The issue is called Context: Africa, and includes poems, stories, interviews, and essays in English, French, and Spanish.
In an excerpt from her debut novel, Everything Good Will Come, Sefi Atta provides a young girl's impressions of watching television in Nigeria in the late 1960s:
Television in those days didn’t come on until six o’clock in the evening. The first hour was news and I never watched the news, except that special day when the Apollo landed on the moon. After that, children in school said you could get Apollo, a form of conjunctivitis, by staring at an eclipse too long. Tarzan, Zorro, Little John, and the entire Cartwright family on Bonanza were there, with their sweet and righteous retaliations, to tell me any other fact I needed to know about the world.
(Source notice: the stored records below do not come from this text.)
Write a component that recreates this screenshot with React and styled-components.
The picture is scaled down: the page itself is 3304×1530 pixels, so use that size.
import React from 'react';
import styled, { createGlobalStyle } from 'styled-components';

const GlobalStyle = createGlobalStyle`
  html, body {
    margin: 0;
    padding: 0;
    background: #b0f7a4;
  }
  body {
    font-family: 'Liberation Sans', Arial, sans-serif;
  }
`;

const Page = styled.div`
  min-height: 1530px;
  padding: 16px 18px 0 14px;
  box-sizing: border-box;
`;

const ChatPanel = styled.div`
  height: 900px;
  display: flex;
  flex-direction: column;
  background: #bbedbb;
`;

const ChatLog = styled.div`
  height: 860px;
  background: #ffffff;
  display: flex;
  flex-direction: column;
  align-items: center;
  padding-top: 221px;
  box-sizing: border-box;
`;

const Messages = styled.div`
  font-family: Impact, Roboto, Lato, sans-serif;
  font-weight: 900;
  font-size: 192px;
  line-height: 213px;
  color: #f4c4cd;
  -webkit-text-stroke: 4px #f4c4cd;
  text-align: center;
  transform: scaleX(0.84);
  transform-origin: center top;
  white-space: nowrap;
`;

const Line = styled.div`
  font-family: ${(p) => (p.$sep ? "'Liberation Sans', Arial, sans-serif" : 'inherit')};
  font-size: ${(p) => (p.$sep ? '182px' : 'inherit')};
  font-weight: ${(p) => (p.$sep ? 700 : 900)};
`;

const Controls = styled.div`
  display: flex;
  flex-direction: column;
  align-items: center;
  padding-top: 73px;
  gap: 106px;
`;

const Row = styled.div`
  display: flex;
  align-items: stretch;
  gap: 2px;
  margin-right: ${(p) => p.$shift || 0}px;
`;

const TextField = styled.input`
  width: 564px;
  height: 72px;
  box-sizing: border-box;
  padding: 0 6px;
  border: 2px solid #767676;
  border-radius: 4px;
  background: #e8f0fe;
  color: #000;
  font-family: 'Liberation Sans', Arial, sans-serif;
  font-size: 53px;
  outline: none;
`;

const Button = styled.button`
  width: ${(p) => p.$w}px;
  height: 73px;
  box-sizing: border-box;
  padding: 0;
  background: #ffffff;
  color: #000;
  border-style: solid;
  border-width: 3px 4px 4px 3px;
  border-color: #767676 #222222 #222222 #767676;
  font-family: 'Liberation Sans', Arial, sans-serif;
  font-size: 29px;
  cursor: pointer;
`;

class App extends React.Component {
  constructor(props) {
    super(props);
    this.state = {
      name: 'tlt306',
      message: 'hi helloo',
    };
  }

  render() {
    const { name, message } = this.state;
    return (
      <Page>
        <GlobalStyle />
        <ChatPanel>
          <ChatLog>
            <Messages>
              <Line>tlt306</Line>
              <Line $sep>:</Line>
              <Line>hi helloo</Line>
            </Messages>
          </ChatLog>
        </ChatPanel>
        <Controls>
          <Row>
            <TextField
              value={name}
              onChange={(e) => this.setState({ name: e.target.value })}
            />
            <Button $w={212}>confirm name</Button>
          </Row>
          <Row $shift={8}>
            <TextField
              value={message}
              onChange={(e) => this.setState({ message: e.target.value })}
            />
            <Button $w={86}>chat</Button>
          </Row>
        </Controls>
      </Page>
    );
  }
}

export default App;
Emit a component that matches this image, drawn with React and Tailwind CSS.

And oblivious to any biased messages I was receiving, I sympathised with Tarzan (those awful natives!), thought Indians were terrible people and memorised the happy jingles of foreign multinational companies: “Mobil keeps your engine – Beep, beep, king of the road.” If Alfred Hitchcock came on, I knew it was time to go to bed. Or if it was Doris Day. I couldn’t bear her song, “Que Sera”.Everything Good Will Come received the inaugural Wole Soyinka Prize for Literature in Africa, and it comes out in paperback from the independent Interlink Books next month.